> _TASK TO COMPLETE_:
Copy out all lines that hold "this".

> _RECORDS PROVIDED_:
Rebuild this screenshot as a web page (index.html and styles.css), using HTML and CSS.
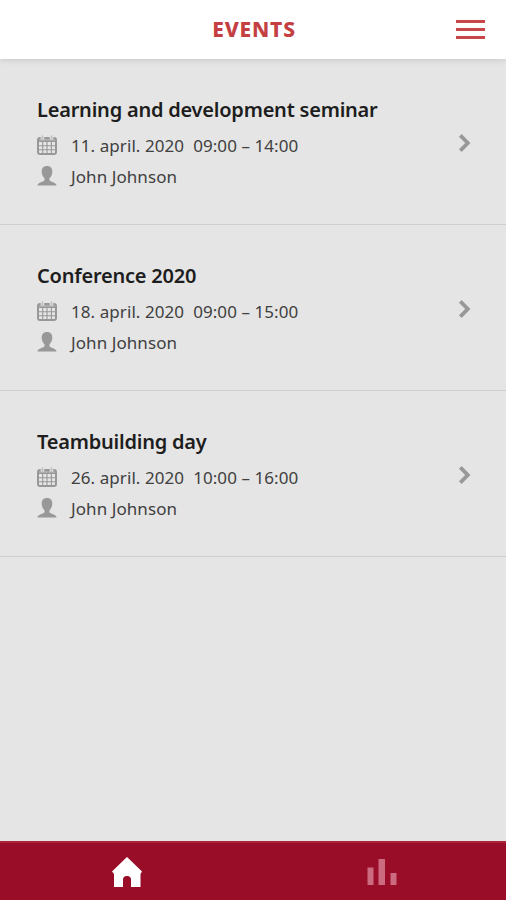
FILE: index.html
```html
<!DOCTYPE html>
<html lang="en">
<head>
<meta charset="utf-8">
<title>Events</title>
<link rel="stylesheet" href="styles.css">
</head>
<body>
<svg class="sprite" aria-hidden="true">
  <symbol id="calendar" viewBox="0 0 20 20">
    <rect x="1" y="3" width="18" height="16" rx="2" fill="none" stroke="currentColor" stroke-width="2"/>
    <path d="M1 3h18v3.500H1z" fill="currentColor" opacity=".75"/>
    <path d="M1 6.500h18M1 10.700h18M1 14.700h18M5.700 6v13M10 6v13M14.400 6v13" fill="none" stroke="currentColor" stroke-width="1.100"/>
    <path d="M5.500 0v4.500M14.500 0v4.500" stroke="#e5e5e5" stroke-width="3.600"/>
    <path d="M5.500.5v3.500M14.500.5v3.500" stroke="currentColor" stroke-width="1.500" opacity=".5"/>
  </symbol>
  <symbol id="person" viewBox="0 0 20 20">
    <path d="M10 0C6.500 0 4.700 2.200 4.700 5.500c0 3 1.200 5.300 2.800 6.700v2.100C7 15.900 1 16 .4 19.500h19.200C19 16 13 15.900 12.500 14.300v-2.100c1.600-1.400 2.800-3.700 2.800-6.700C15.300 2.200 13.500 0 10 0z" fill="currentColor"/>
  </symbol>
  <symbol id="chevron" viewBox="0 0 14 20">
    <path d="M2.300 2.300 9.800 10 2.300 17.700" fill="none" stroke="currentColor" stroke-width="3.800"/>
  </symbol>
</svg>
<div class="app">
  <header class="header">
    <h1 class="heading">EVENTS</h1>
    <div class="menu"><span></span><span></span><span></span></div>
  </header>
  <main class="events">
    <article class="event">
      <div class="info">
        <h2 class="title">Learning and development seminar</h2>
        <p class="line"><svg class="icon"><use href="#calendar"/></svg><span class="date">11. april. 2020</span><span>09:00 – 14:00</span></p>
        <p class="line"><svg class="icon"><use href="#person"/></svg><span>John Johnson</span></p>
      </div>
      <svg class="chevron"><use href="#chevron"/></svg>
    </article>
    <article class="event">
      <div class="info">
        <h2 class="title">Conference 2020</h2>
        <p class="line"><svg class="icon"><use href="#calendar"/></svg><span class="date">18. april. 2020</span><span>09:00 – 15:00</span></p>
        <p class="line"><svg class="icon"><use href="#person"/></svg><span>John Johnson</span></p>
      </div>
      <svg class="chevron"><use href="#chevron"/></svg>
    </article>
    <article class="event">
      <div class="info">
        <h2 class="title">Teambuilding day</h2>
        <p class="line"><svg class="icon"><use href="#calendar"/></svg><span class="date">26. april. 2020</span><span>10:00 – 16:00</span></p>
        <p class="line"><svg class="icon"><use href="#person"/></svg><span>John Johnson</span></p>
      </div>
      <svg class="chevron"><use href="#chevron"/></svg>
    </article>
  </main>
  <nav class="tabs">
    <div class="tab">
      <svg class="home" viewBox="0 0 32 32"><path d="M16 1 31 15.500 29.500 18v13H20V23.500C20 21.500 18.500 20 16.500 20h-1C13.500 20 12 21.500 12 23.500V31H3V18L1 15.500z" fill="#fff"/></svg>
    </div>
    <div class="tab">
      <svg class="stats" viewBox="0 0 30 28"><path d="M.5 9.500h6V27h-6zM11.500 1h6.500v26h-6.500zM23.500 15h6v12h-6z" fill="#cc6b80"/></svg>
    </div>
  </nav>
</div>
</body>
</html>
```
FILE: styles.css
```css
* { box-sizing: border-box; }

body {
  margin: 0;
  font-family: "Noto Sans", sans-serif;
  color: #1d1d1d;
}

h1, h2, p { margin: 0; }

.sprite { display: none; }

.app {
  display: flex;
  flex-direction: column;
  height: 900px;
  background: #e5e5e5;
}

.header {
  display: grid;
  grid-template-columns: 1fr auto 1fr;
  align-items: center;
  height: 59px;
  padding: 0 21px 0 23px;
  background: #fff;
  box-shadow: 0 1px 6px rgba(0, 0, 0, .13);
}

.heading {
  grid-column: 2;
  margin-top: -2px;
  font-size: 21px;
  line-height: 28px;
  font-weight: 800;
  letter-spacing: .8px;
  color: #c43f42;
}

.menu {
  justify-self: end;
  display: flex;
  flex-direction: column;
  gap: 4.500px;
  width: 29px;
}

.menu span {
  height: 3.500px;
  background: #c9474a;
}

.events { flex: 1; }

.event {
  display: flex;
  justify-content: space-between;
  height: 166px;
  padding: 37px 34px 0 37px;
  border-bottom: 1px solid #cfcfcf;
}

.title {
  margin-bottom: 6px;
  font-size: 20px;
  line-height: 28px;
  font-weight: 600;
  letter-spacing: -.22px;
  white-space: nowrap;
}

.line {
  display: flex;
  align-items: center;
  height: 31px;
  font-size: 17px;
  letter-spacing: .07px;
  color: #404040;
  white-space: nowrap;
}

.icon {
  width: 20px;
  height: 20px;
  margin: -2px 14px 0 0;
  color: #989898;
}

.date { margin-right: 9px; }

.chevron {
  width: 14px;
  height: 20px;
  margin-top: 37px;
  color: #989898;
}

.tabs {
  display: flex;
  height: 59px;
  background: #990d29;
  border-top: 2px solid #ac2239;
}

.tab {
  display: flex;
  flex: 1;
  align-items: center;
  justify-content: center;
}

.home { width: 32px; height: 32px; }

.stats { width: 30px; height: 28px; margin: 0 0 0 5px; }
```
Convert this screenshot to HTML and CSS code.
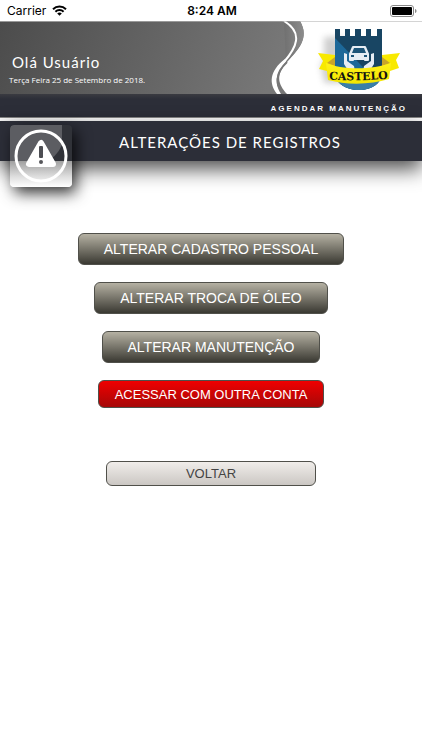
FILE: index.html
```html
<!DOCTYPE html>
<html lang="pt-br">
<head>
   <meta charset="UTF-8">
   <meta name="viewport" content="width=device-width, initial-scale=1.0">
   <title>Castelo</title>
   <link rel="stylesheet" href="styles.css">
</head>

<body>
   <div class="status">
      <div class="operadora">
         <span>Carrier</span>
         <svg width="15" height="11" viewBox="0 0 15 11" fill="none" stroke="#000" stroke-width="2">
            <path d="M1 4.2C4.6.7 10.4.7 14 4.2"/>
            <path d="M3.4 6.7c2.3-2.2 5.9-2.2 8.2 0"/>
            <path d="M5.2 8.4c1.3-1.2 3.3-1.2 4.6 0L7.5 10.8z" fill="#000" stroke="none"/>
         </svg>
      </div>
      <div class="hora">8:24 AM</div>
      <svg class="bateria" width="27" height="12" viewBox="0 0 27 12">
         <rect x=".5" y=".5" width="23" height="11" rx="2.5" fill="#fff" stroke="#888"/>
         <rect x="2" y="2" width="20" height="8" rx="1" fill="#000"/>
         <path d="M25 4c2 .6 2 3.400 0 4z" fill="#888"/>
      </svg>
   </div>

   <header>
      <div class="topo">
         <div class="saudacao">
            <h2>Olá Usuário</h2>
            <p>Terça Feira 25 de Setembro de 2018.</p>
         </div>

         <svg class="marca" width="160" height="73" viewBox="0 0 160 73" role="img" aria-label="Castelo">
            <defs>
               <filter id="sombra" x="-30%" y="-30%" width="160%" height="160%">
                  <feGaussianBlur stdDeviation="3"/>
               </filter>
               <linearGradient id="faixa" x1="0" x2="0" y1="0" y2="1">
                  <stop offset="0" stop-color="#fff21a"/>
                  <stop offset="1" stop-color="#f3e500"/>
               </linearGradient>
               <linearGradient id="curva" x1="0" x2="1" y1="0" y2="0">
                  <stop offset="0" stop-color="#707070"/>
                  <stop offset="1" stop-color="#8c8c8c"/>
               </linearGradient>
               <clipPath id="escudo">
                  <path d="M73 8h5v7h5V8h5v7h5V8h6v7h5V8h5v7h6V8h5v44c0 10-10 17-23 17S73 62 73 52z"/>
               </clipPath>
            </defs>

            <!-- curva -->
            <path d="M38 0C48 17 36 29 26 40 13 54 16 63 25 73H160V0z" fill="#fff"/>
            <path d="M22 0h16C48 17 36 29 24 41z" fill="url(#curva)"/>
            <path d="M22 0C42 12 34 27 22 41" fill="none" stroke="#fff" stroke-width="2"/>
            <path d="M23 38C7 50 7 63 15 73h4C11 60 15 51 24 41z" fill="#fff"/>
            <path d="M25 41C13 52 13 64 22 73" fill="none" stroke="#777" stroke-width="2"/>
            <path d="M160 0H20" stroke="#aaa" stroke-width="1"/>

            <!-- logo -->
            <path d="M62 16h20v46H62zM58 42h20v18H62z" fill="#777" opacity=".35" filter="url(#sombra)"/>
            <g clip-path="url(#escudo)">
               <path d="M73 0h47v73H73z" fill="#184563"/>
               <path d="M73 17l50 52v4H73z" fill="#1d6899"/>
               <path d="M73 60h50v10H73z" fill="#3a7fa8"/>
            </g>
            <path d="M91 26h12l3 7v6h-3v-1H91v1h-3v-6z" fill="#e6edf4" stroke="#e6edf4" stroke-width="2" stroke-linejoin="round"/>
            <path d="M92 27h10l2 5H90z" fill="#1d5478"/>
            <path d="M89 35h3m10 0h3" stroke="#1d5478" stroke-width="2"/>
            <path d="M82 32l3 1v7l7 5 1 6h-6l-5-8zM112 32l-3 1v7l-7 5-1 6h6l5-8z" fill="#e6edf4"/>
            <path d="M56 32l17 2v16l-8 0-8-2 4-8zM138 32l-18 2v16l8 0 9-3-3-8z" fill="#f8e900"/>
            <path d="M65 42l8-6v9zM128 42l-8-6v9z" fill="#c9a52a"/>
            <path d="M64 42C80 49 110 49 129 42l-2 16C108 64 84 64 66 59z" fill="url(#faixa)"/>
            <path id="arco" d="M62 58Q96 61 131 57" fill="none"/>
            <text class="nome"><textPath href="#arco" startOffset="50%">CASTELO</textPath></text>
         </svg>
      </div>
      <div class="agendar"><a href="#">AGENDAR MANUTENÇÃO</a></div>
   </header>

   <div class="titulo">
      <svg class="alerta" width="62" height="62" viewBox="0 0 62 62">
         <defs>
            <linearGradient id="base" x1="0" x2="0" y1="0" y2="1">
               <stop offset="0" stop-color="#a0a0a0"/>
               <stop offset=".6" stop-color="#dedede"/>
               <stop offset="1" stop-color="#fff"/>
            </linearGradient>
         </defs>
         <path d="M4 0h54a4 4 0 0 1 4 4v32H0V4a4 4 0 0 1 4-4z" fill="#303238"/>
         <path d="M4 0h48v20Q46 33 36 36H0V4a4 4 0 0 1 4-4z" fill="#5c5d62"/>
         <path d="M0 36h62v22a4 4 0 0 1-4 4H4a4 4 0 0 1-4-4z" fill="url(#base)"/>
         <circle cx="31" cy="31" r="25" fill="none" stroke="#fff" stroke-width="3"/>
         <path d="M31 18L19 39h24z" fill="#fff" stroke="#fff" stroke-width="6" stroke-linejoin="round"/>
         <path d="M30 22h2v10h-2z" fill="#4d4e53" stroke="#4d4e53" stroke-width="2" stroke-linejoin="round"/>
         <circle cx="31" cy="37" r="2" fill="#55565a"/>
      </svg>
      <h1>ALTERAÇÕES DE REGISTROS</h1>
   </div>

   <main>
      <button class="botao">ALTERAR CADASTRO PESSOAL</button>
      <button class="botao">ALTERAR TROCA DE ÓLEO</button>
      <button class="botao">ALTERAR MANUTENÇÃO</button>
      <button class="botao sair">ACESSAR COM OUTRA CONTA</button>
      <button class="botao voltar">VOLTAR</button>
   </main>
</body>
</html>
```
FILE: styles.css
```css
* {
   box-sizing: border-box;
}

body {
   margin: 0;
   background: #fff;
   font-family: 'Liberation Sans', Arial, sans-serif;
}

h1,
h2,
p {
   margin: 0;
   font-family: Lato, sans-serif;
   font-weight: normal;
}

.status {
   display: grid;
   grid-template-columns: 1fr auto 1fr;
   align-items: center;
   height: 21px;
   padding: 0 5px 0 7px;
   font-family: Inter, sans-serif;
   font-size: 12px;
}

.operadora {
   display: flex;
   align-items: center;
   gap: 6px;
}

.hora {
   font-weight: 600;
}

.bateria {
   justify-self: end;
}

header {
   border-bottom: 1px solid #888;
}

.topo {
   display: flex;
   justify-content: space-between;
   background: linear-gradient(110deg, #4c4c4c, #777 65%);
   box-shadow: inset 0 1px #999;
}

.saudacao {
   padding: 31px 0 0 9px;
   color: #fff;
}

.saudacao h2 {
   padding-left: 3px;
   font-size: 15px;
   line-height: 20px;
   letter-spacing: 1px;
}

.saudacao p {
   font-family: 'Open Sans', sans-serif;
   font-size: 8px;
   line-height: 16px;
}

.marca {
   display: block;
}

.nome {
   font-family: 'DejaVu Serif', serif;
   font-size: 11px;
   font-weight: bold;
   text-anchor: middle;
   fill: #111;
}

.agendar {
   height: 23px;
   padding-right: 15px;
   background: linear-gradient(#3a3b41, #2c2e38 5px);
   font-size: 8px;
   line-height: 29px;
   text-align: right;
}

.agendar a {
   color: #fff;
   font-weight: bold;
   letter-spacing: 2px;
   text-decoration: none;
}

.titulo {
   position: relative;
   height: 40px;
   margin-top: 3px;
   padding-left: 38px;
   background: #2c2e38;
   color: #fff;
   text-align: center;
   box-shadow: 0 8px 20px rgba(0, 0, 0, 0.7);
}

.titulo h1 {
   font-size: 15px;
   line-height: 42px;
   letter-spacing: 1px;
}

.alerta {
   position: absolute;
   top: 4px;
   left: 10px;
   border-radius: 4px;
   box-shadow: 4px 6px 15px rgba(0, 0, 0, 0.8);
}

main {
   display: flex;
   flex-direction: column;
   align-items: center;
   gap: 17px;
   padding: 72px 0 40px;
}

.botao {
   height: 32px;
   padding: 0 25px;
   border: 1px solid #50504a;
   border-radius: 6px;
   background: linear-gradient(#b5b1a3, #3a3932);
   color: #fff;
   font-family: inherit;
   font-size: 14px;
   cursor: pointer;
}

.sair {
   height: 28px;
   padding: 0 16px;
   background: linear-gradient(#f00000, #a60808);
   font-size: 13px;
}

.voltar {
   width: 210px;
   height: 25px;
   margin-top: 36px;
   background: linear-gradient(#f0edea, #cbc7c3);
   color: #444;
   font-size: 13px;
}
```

> _THE SOLUTION_:
Rebuild this screenshot as a web page (index.html and styles.css), using HTML and CSS.
Convert this screenshot to HTML and CSS code.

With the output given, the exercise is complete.